The letter was signed by Senators Lummis, Bill Hagerty, Dan Sullivan, Bernie Moreno, Ted Budd, and Jon Husted. It was sent to Federal Reserve Vice Chair for Supervision Michelle Bowman, FDIC Chair Travis Hill, and Comptroller of the Currency Jonathan Gould.

CLARITY Act in Focus | Source: X
CLARITY Act in Focus | Source: X

Amid the CLARITY Act discussions, the senators asked regulators to create a fresh capital framework for digital assets. They said any treatment should reflect the asset’s real risks, not only the technology used to record ownership.

That point matters because many digital asset activities would sit on bank balance sheets. Banks may need to hold capital against those assets before offering related services.

The lawmakers said crypto capital rules should be technology-neutral where possible. In their view, banks should be allowed to participate while still managing risk under existing supervisory tools.

Why Crypto Capital Rules Matter Under The CLARITY Act?

The timing is important because the CLARITY Act is moving through Congress. As reported earlier, the bill aims to establish a broader market-structure framework for digital assets.

If passed, it could authorize banks to engage in more on-balance sheet activity. That could include digital asset custody, settlement, or other services tied to tokenized markets.

The senators said this shift will require clear capital guidance. Without it, banks may avoid the sector or leave activity to less-regulated firms.

The letter also referenced recent agency guidance on tokenized securities. Regulators said tokenized securities should generally receive the same capital treatment as their non-tokenized counterparts.

Lawmakers want that principle applied across more digital assets. They argue that ownership technology should not determine capital costs on its own.

Basel Rule Faces New Pushback From Senate Republicans

The biggest target in the letter was the Basel Committee framework. Its standards assign a 1,250% risk weight to some digital assets, including certain unbacked crypto assets, which has further fueled discussions as CLARITY Act remains in focus.

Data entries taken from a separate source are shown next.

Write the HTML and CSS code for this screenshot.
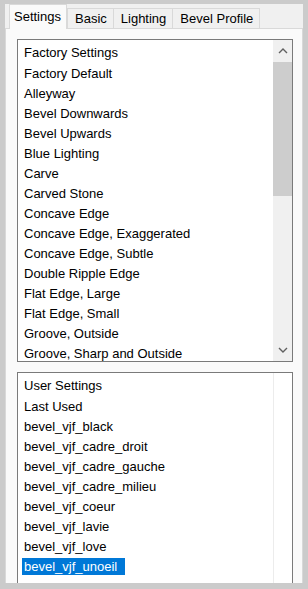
FILE: index.html
```html
<!DOCTYPE html>
<html lang="en">
<head>
    <meta charset="UTF-8">
    <title>Bevel - Settings</title>
    <link rel="stylesheet" href="styles.css">
</head>
<body>
    <div class="window">
        <div class="tabs">
            <div class="tab active">Settings</div>
            <div class="tab">Basic</div>
            <div class="tab">Lighting</div>
            <div class="tab">Bevel Profile</div>
        </div>

        <div class="panel">
            <!-- Factory presets -->
            <div class="listbox factory">
                <div class="list-items">
                    <div class="list-header">Factory Settings</div>
                    <div class="list-item">Factory Default</div>
                    <div class="list-item">Alleyway</div>
                    <div class="list-item">Bevel Downwards</div>
                    <div class="list-item">Bevel Upwards</div>
                    <div class="list-item">Blue Lighting</div>
                    <div class="list-item">Carve</div>
                    <div class="list-item">Carved Stone</div>
                    <div class="list-item">Concave Edge</div>
                    <div class="list-item">Concave Edge, Exaggerated</div>
                    <div class="list-item">Concave Edge, Subtle</div>
                    <div class="list-item">Double Ripple Edge</div>
                    <div class="list-item">Flat Edge, Large</div>
                    <div class="list-item">Flat Edge, Small</div>
                    <div class="list-item">Groove, Outside</div>
                    <div class="list-item">Groove, Sharp and Outside</div>
                </div>
                <div class="scrollbar">
                    <div class="scroll-btn">
                        <svg width="10" height="6" viewBox="0 0 10 6"><polyline points="1,5 5,1 9,5" fill="none" stroke="#606060" stroke-width="1.4"/></svg>
                    </div>
                    <div class="scroll-track">
                        <div class="scroll-thumb"></div>
                    </div>
                    <div class="scroll-btn">
                        <svg width="10" height="6" viewBox="0 0 10 6"><polyline points="1,1 5,5 9,1" fill="none" stroke="#606060" stroke-width="1.4"/></svg>
                    </div>
                </div>
            </div>

            <!-- User presets -->
            <div class="listbox user">
                <div class="list-items">
                    <div class="list-header">User Settings</div>
                    <div class="list-item">Last Used</div>
                    <div class="list-item">bevel_vjf_black</div>
                    <div class="list-item">bevel_vjf_cadre_droit</div>
                    <div class="list-item">bevel_vjf_cadre_gauche</div>
                    <div class="list-item">bevel_vjf_cadre_milieu</div>
                    <div class="list-item">bevel_vjf_coeur</div>
                    <div class="list-item">bevel_vjf_lavie</div>
                    <div class="list-item">bevel_vjf_love</div>
                    <div class="list-item"><span class="selected">bevel_vjf_unoeil</span></div>
                </div>
                <div class="scroll-gutter"></div>
            </div>
        </div>
    </div>
</body>
</html>
```

FILE: styles.css
```css
body {
    margin: 0;
    background-color: #cbcbcb;
    font-family: "Liberation Sans", Arial, sans-serif;
    font-size: 13px;
    color: #000;
}

.window {
    width: 308px;
    height: 589px;
    padding: 4px 5px 0 5px;
    box-sizing: border-box;
}

.tabs {
    display: flex;
    align-items: flex-end;
    height: 24px;
    padding-left: 4px;
    background-color: #f0f0f0;
    position: relative;
    z-index: 1;
}

.tab {
    height: 20px;
    line-height: 20px;
    padding: 0 6px 0 7px;
    background-color: #f0f0f0;
    border: 1px solid #d9d9d9;
    border-bottom: none;
    margin-left: -1px;
    box-sizing: border-box;
}

.tab.active {
    height: 25px;
    line-height: 23px;
    padding: 0 5px 0 4px;
    background-color: #fafafa;
    margin-bottom: -1px;
    margin-left: 0;
    margin-right: 1px;
}

.panel {
    height: 555px;
    background-color: #fafafa;
    border: 1px solid #d9d9d9;
    border-bottom: none;
    box-sizing: border-box;
    padding: 10px 9px 0 11px;
    overflow: hidden;
    display: flex;
    flex-direction: column;
    gap: 10px;
}

.listbox {
    display: flex;
    border: 1px solid #7a7a7a;
    background-color: #fff;
    flex: none;
    box-sizing: border-box;
}

.listbox.factory {
    height: 323px;
}

.listbox.user {
    height: 240px;
}

.list-items {
    flex: 1;
    overflow: hidden;
    padding-top: 2px;
}

.list-header {
    height: 22px;
    line-height: 22px;
    padding-left: 6px;
    white-space: nowrap;
}

.list-item {
    height: 20px;
    line-height: 20px;
    padding-left: 6px;
    white-space: nowrap;
}

.selected {
    display: inline-block;
    margin-left: -2px;
    padding: 0 8px 0 2px;
    line-height: 17px;
    background-color: #0078d7;
    color: #fff;
}

.scrollbar {
    width: 19px;
    display: flex;
    flex-direction: column;
    background-color: #f0f0f0;
}

.scroll-btn {
    height: 22px;
    display: flex;
    align-items: center;
    justify-content: center;
    flex: none;
}

.scroll-track {
    flex: 1;
}

.scroll-thumb {
    height: 134px;
    background-color: #cdcdcd;
}

.scroll-gutter {
    width: 19px;
    border-left: 1px solid #ececec;
    box-sizing: border-box;
}
```
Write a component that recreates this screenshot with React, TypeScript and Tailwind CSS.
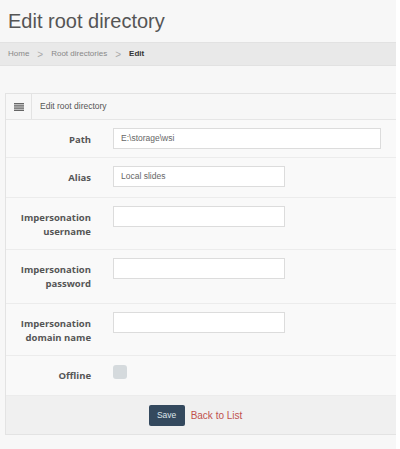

That calculation can be heavy for banks. A 1,250% risk weight, multiplied by an 8% minimum capital ratio, yields a capital requirement equal to the full exposure.

In simple terms, a bank could need capital equal to the amount of crypto it holds. The senators said this approach was not based on a calibrated assessment of the actual risk posed by digital assets.

They acknowledged that crypto carries risks. These include volatility, market liquidity, custody controls, and operational weaknesses, which further keep the CLARITY Act in discussions.

Still, they said those risks are measurable and can be addressed through standard banking risk management. They also noted that many digital assets trade in transparent and liquid global markets.

The request adds pressure on regulators as Washington works through crypto regulation. It also shows how capital policy may decide whether banks can compete in digital asset markets.

For banks, the debate is not only about permission. It is about whether the capital cost makes participation practical.